2017: A Year in Preview

2017 is shaping up to be a doozy.

Trump’s in office. Liberalism is dying. No one is left. I’m turning 33, the same age Jesus was when he died. They’re remaking Baywatch.

Things are bad.

Yet, I remain optimistic. Why? The literary landscape looks bright in 2017, despite its lack of an obvious blockbuster. With upcoming titles like Emily Ruskovich’s Idaho, Tad Williams’ The Heart of What Was Lost, Joyce Carol Oates’ A Book of American Martyrs, Jeff VanderMeer’s Borne, Jeff Lemire’s Roughneck, and Ariel Levy’s The Rules Do Not Apply, my TBR list is already well stocked this year.

But why stop there? There’s also Human Acts by Han Kang, The Last Neanderthal by Claire Cameron, The Twelve Lives of Samuel Hawley by Hannah Tinti, Flaneuse by Lauren Elkin, The Idiot by Elif Batuman, Son of a Trickster by Eden Robinson, The Unmade Bed: The Messy Truth About Men and Women in the 21st Century by Stephen Marche, Fevre Dream by Samanta Schweblin, and The Man Who Shot Out My Eye is Dead by Channelle Benz.

I’ll be kicking off the year with a bang, thanks to Bout of Books 18 (which runs Jan 2-8).

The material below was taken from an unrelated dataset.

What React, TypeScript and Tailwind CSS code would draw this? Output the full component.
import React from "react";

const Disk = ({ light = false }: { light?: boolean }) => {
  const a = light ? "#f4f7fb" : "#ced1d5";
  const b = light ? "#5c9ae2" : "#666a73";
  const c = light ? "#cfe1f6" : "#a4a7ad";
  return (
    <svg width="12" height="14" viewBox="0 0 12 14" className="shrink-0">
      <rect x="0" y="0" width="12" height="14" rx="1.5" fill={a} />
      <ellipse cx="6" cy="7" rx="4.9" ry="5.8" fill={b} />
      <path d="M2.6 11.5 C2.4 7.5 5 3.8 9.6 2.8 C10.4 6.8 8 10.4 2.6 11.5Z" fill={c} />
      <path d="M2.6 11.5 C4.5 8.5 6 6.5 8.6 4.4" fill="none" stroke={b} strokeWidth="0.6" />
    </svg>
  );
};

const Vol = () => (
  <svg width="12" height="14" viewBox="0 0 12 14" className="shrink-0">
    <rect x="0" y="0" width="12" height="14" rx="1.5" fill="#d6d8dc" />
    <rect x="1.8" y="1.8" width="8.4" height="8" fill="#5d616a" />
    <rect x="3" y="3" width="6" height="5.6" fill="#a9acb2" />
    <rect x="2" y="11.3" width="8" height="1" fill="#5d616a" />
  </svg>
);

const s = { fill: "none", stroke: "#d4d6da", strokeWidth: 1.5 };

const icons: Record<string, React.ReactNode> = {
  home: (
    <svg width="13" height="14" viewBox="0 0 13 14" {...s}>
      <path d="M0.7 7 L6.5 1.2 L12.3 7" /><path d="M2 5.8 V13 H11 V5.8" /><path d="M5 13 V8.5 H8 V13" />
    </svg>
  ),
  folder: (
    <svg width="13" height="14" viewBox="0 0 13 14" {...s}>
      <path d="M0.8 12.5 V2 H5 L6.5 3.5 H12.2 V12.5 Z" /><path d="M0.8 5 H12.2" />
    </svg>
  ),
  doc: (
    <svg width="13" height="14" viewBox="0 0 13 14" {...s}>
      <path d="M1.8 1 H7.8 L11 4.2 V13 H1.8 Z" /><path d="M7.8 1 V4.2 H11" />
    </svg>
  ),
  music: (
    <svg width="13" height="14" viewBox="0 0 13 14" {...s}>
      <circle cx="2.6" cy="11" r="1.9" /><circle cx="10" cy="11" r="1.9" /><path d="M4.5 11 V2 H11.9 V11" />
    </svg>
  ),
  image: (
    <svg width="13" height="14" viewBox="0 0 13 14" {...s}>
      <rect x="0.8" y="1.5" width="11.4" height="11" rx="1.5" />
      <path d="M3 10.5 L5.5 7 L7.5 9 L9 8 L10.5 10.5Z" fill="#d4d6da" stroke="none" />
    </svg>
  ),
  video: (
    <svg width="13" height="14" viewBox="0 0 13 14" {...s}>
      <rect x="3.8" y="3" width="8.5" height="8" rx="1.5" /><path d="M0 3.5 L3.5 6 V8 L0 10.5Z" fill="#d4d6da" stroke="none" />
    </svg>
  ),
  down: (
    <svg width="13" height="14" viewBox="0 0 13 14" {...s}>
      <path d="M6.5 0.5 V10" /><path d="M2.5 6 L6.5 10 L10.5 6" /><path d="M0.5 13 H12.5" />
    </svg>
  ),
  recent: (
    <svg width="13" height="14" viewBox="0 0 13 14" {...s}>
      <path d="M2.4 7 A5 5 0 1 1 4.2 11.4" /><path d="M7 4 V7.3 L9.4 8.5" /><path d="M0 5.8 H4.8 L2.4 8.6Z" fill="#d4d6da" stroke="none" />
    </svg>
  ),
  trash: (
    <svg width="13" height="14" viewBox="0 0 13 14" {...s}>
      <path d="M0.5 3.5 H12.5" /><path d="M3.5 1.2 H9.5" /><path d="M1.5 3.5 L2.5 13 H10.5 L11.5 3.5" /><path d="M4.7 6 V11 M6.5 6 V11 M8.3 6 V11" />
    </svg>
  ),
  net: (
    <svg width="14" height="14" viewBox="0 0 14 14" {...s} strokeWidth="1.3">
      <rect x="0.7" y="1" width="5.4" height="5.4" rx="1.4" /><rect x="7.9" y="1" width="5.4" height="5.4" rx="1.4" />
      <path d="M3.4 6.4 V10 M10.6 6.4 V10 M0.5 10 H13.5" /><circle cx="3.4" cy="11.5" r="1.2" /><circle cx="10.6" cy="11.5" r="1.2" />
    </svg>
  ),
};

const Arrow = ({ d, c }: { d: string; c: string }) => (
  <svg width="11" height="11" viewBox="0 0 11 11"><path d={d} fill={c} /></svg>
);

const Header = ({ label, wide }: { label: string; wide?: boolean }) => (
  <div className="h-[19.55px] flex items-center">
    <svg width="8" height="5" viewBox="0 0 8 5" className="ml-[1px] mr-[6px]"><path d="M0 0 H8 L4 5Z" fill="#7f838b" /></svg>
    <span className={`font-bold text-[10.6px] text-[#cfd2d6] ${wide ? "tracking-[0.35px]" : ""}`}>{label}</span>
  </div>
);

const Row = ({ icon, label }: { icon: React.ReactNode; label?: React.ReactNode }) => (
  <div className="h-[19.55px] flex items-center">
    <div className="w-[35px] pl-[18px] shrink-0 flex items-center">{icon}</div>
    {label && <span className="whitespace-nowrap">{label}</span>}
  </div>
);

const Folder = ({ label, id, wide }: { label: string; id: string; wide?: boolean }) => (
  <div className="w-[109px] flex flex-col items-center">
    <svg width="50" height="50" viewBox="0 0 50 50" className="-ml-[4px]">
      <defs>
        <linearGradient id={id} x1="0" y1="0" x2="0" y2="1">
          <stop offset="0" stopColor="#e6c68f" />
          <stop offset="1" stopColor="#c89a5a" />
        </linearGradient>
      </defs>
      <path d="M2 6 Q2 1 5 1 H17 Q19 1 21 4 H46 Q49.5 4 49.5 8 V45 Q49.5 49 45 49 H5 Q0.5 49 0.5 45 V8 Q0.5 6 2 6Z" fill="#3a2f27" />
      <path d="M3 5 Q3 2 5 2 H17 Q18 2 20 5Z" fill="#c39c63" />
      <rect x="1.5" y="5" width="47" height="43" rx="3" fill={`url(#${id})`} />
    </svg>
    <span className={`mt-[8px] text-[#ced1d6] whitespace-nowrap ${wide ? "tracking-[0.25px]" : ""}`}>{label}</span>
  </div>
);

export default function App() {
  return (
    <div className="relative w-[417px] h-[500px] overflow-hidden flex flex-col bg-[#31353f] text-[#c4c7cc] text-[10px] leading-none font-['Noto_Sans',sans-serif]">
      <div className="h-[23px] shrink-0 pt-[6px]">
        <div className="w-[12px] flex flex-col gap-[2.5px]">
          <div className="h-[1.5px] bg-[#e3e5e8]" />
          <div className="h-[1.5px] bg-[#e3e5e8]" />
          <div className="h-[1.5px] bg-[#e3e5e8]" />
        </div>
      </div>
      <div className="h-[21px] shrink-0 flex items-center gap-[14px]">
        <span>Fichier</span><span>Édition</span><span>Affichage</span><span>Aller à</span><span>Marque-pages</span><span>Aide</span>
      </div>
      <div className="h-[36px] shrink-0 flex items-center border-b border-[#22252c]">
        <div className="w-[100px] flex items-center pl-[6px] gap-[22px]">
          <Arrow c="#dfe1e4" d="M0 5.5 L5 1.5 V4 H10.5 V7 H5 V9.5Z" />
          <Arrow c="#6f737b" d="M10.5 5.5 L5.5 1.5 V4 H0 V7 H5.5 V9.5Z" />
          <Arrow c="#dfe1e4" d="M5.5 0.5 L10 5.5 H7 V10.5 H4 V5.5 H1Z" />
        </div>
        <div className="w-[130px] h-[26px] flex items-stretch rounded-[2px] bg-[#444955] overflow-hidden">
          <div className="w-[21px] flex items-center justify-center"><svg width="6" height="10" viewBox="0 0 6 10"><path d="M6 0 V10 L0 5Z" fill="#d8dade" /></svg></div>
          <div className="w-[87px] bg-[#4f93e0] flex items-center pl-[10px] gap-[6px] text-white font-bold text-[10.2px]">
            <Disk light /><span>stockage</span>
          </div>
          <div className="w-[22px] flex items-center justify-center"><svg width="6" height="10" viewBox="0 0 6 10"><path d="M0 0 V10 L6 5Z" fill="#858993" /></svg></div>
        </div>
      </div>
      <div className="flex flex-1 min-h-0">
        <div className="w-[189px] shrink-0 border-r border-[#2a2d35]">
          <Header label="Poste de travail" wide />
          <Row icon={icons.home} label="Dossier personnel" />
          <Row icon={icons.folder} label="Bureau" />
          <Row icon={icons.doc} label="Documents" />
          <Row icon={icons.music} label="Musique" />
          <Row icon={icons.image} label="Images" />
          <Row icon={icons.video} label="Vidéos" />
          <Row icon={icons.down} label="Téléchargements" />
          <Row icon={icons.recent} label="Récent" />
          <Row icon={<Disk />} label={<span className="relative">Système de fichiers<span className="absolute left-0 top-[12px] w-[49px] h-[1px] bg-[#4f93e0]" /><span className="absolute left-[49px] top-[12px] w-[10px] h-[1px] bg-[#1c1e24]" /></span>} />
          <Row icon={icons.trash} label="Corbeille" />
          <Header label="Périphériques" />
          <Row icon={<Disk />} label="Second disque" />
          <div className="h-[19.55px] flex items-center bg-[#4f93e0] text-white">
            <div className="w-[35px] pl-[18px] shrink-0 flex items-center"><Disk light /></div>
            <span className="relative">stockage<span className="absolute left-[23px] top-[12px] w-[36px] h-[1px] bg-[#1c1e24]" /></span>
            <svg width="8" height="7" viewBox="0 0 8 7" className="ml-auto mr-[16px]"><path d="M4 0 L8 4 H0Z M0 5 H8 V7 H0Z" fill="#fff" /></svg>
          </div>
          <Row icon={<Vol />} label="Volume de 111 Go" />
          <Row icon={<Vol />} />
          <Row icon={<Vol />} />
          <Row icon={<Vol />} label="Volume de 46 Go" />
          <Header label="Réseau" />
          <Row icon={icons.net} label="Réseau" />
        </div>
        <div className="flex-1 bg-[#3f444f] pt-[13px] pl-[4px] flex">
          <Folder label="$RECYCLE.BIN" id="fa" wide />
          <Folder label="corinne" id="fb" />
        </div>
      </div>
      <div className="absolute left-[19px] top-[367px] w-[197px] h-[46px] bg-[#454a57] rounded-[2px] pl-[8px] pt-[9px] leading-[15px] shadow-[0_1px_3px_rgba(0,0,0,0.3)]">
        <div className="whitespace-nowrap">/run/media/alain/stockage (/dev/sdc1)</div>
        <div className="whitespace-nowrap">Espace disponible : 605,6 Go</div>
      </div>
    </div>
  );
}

I’m also looking forward to an in-depth reading of The Hobbit and The Lord of the Rings with Brona’s Books, which starts in February and goes through the summer. There’s potential for a dead white guy readalong with Reading in Bed. And, recently, I stumbled upon something called Book Bingo, which should keep me busy, and excited, for the rest of the year.